Hayrettin Karaca (Toprak Dede) ve A. Nihat Gökyiğit (Yaprak Dede) tarafından 1992 yılında kurulan Türkiye Erozyonla Mücadele, Ağaçlandırma ve Doğal Varlıkları Koruma Vakfı (TEMA) Tuzla Sorumluluğu, 2 Nisan’da düzenlediği yönetim toplantısında gelecek üç aylık faaliyet planını görüştü.
Bu görüşmede ele alınan konulardan en önemlisi bence Tuzla’nın çevre sorunuyla doğal ve kültürel varlıklarının tespiti ve konuyla ilgili çözüm yollarının aranmasıydı.
İşte örnek çaba.
Bu çabaya ben de bir öneriyle katkıda bulunmak istiyorum.
Gidenler gitmiştir ama kalanlarla Tuzla’ya bir arkeopark kurulabilir,  Kuşadası’ndaki Başkan Kasım Yaman Parkı gibi. 
Bunu kim yapar, nasıl yapar bilmiyorum ama, yapılmalı.
İlgili/yetkili kurum ve kuruluşların işbirliğiyle bir saha araştırması sonucu kıyıda köşede kalmış eserler ortaya çıkarılsa  ve bu eserler sahil dolgu alanına yapılacak bir arkeoparkta sergilense fena mı olur?
ŞU 40 PAFTA SORUNU
Tuzla’nın yıllardan beri halledilemeyen 40 pafta sorunu var.

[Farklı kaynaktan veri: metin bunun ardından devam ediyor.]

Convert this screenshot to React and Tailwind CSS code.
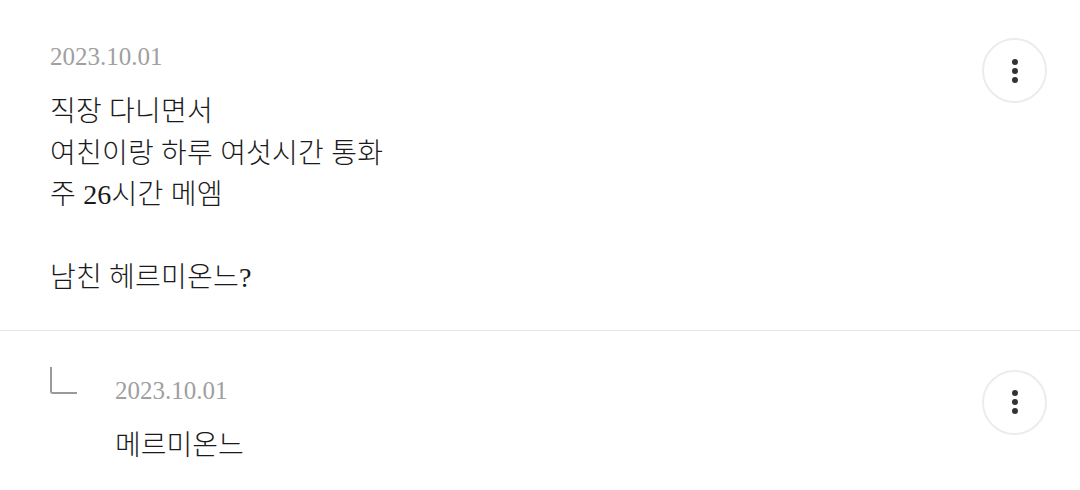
import React from "react";

const MoreButton = () => (
  <button className="w-[65px] h-[65px] rounded-full border-2 border-[#ececec] bg-white flex flex-col items-center justify-center gap-[3px] shrink-0">
    <span className="w-[6px] h-[6px] rounded-full bg-[#333]" />
    <span className="w-[6px] h-[6px] rounded-full bg-[#333]" />
    <span className="w-[6px] h-[6px] rounded-full bg-[#333]" />
  </button>
);

const App = () => {
  const font = { fontFamily: '"Liberation Serif", "Noto Sans CJK KR", serif' };

  return (
    <div className="w-[1080px] h-[490px] bg-white overflow-hidden" style={font}>
      {/* main comment */}
      <div className="flex justify-between items-start pl-[50px] pr-[33px] pt-[37px] pb-[31px] border-b border-[#e6e6e6]">
        <div>
          <div className="text-[25px] leading-[40px] text-[#a0a0a0]">2023.10.01</div>
          <div className="mt-[14px] text-[28px] font-light tracking-[0.2px] leading-[41.6px] text-[#1a1a1a] whitespace-pre-line">
            {"직장 다니면서\n여친이랑 하루 여섯시간 통화\n주 26시간 메엠\n\n남친 헤르미온느?"}
          </div>
        </div>
        <div className="mt-[1px]">
          <MoreButton />
        </div>
      </div>

      {/* reply */}
      <div className="flex justify-between items-start pl-[50px] pr-[33px] pt-[40px]">
        <div className="flex">
          <div className="w-[27px] h-[27px] border-l-2 border-b-2 border-[#9a9a9a] rounded-bl-[3px] mt-[-4px]" />
          <div className="ml-[38px]">
            <div className="text-[25px] leading-[40px] text-[#a0a0a0]">2023.10.01</div>
            <div className="mt-[14px] text-[28px] font-light leading-[41.6px] text-[#1a1a1a]">메르미온느</div>
          </div>
        </div>
        <div className="mt-[-1px]">
          <MoreButton />
        </div>
      </div>
    </div>
  );
};

export default App;
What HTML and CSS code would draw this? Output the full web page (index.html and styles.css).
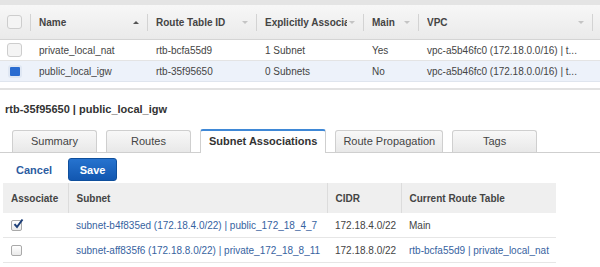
FILE: index.html
```html
<!DOCTYPE html>
<html lang="en">
<head>
    <meta charset="UTF-8">
    <title>Route Tables</title>
    <link rel="stylesheet" href="styles.css">
</head>
<body>
    <div class="strip"></div>
    <table class="grid">
        <colgroup>
            <col style="width:30px">
            <col style="width:117px">
            <col style="width:109px">
            <col style="width:107px">
            <col style="width:55px">
            <col style="width:174px">
            <col style="width:8px">
        </colgroup>
        <thead>
            <tr>
                <th class="sel"><span class="box"></span></th>
                <th><div class="hd"><span class="lbl">Name</span><span class="sort up"></span></div></th>
                <th><div class="hd"><span class="lbl">Route Table ID</span><span class="sort"></span></div></th>
                <th><div class="hd"><span class="lbl">Explicitly Associated With</span><span class="sort"></span></div></th>
                <th><div class="hd"><span class="lbl">Main</span><span class="sort"></span></div></th>
                <th><div class="hd"><span class="lbl">VPC</span><span class="sort"></span></div></th>
                <th></th>
            </tr>
        </thead>
        <tbody>
            <tr>
                <td class="sel"><span class="box"></span></td>
                <td>private_local_nat</td>
                <td>rtb-bcfa55d9</td>
                <td>1 Subnet</td>
                <td>Yes</td>
                <td>vpc-a5b46fc0 (172.18.0.0/16) | t...</td>
                <td></td>
            </tr>
            <tr class="picked">
                <td class="sel"><span class="box on"></span></td>
                <td>public_local_igw</td>
                <td>rtb-35f95650</td>
                <td>0 Subnets</td>
                <td>No</td>
                <td>vpc-a5b46fc0 (172.18.0.0/16) | t...</td>
                <td></td>
            </tr>
        </tbody>
    </table>

    <div class="divider"></div>

    <h2 class="title">rtb-35f95650 | public_local_igw</h2>

    <ul class="tabs">
        <li class="tab">Summary</li>
        <li class="tab">Routes</li>
        <li class="tab on">Subnet Associations</li>
        <li class="tab">Route Propagation</li>
        <li class="tab">Tags</li>
    </ul>

    <div class="actions">
        <a class="cancel">Cancel</a>
        <button class="save">Save</button>
    </div>

    <table class="assoc">
        <colgroup>
            <col style="width:65px">
            <col style="width:259px">
            <col style="width:74px">
            <col style="width:155px">
        </colgroup>
        <thead>
            <tr>
                <th>Associate</th>
                <th>Subnet</th>
                <th>CIDR</th>
                <th>Current Route Table</th>
            </tr>
        </thead>
        <tbody>
            <tr>
                <td><span class="chk on"><svg width="12" height="12" viewBox="0 0 12 12"><path d="M2.5 6.2 L5 9 L10.5 1.5" fill="none" stroke="#1d3f78" stroke-width="2"/></svg></span></td>
                <td><a class="link">subnet-b4f835ed (172.18.4.0/22) | public_172_18_4_7</a></td>
                <td>172.18.4.0/22</td>
                <td>Main</td>
            </tr>
            <tr>
                <td><span class="chk"></span></td>
                <td><a class="link">subnet-aff835f6 (172.18.8.0/22) | private_172_18_8_11</a></td>
                <td>172.18.8.0/22</td>
                <td><a class="link">rtb-bcfa55d9 | private_local_nat</a></td>
            </tr>
        </tbody>
    </table>
</body>
</html>
```

FILE: styles.css
```css
html,body{
    margin:0;
    background:#fff;
}
body{
    width:600px;
    height:267px;
    overflow:hidden;
    font-family:"Liberation Sans",Arial,sans-serif;
    font-size:10px;
    color:#444;
}
.strip{
    height:5px;
    background:#e4e4e4;
}

/* top grid */
.grid{
    width:600px;
    border-collapse:collapse;
    table-layout:fixed;
}
.grid th{
    position:relative;
    height:34px;
    padding:0 8px 0 9px;
    background:linear-gradient(#f7f7f7,#eaeaea);
    border-bottom:1px solid #d4d4d4;
    text-align:left;
    font-weight:bold;
    color:#444;
}
.grid th::before{
    content:"";
    position:absolute;
    left:0;
    top:9px;
    bottom:8px;
    border-left:1px solid #d3d3d3;
}
.grid th:first-child::before{
    display:none;
}
.grid td{
    height:20px;
    padding:0 9px;
    border-bottom:1px solid #e4e4e4;
    white-space:nowrap;
    overflow:hidden;
}
.grid .sel{
    padding:0 0 0 7px;
}
.grid .picked td{
    background:#edf2fa;
    border-bottom-color:#dfe5ee;
}
.hd{
    display:flex;
    align-items:center;
}
.lbl{
    flex:1;
    overflow:hidden;
    white-space:nowrap;
}
.sort{
    width:0;
    height:0;
    margin-left:2px;
    border-left:3px solid transparent;
    border-right:3px solid transparent;
    border-top:3px solid #c4c4c4;
}
.sort.up{
    border-top:0;
    border-bottom:3px solid #555;
}
.box{
    display:block;
    box-sizing:border-box;
    width:15px;
    height:14px;
    border:1px solid #cdcdcd;
    border-radius:3px;
    background:#f4f4f4;
}
.box.on{
    width:14px;
    height:13px;
    margin-left:1px;
    border:2px solid #dfe7f3;
    background:#2a6cd0;
}

.divider{
    height:2px;
    margin-top:6px;
    background:#e2e2e2;
}
.title{
    margin:11px 0 0 5px;
    font-size:11px;
    line-height:16px;
    font-weight:bold;
    color:#333;
}

/* tabs */
.tabs{
    display:flex;
    align-items:flex-end;
    gap:9px;
    height:23px;
    margin:12px 0 0;
    padding:0 0 0 12px;
    list-style:none;
    border-bottom:1px solid #cfcfcf;
}
.tab{
    box-sizing:border-box;
    min-width:85px;
    height:22px;
    padding:0 7px;
    border:1px solid #cfcfcf;
    border-bottom:0;
    border-radius:3px 3px 0 0;
    background:linear-gradient(#f8f8f8,#e8e8e8);
    font-size:11px;
    line-height:21px;
    text-align:center;
    color:#444;
}
.tab.on{
    height:24px;
    margin-bottom:-1px;
    padding:0 8px;
    border-top:2px solid #3f88d6;
    background:#fff;
    font-weight:bold;
    color:#333;
}

.actions{
    display:flex;
    align-items:center;
    gap:16px;
    margin:5px 0 0 16px;
}
.cancel{
    font-size:11px;
    font-weight:bold;
    color:#2c5c9f;
}
.save{
    width:49px;
    height:23px;
    padding:0;
    border:1px solid #0f4f9c;
    border-radius:3px;
    background:linear-gradient(#2673cf,#1257b0);
    font-family:inherit;
    font-size:11px;
    font-weight:bold;
    color:#fff;
}

/* subnet associations */
.assoc{
    width:553px;
    margin:2px 0 0 3px;
    border-collapse:collapse;
    table-layout:fixed;
}
.assoc th{
    height:30px;
    padding:0 8px;
    background:#efefef;
    border-left:1px solid #dcdcdc;
    text-align:left;
    font-weight:bold;
    color:#444;
}
.assoc th:first-child{
    border-left:0;
}
.assoc td{
    height:24px;
    padding:0 8px;
    border-bottom:1px solid #e6e6e6;
    white-space:nowrap;
    overflow:hidden;
}
.link{
    color:#37639f;
}
.chk{
    position:relative;
    display:block;
    box-sizing:border-box;
    width:11px;
    height:11px;
    border:1px solid #a9a9a9;
    border-radius:2px;
    background:linear-gradient(#fff,#eaeaea);
}
.chk svg{
    position:absolute;
    left:0;
    top:-3px;
}
```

Bir başka deyişle Cami ve Postane mahallelerini kapsayan alanda Rumlardan kalan evlerin restore edilmesi ve bu mahallelerin imar sorunu.
Geçen ayın son günlerinde belediyede sahil 40 pafta köy içi koruma amaçlı revizyon uygulama imar planı toplantısı yapıldı.
TEMA Vakfı Tuzla Sorumluluğu bu toplantıya aralarında konunu uzmanı kişilerin de olduğu bir ekiple katıldı. 
Ekip, toplantıda iki mahalledeki 610 bina, 142 eski eser, 119 tescilli bina ve 91 röleve restorasyonu yapılmış binaya ilişkin öneriler sundu.
Toplantının sonuçlarını bekleyeceğiz.
Evet,  Rumlardan kalan tarihi ve tescilli evlere sahip çıkılmıyor ve evler birer birer yok oluyor.
Bu yok oluşun sebeplerinden biri evlerin çok hissedarlı oluşunun getirdiği anlaşmazlıksa, bir diğer nedeni de satın almak isteyenlere mal sahibi/sahipleri tarafından çok yüksek verilmesi.
Avuç içi kadar bir evin 16-17 hissedarı var.
Bu hissedarlar ne restorasyon için, ne de alıp restore edeceklere satış için anlaşabiliyor ve evler yıkılıp gidiyor.
Bunlardan öte bu iki mahallede yaşayanlarla söz sahibi olması gereken STK’ler, yerel siyasetçiler ve yöneticiler, kanaat önderleri hatta üniversitelerden temsilciler bir araya gelip çözüm üretemedi.
Çabalar bireysel olmaktan öteye gitmedi, o çabalar da yetmedi.
Böyle olunca da İstanbul’un tarihi dokusu her şeye rağmen ayakta olan ilçelerinden biri, belki de birincisi Tuzla istenmeyen sonuçlarla karşılaşma sarmalına girdi.
40 paftada yine de güzel şeyler oluyor.
Tuzlalı bir aile dede yadigârı evlerini Anıtlar’ın çizdiği çerçevede restore etti ve ortaya pırıl pırıl bir ev çıktı.
Yanı sıra Cami Mahallesi’nde biri kâgir üç Rum evi daha restore ediliyor.
Bu dört uygulama, evleri dedelerinden miras kalanlara örnek  ve  bir araya gelerek çözüm üretmelerine ışık olur inşallah.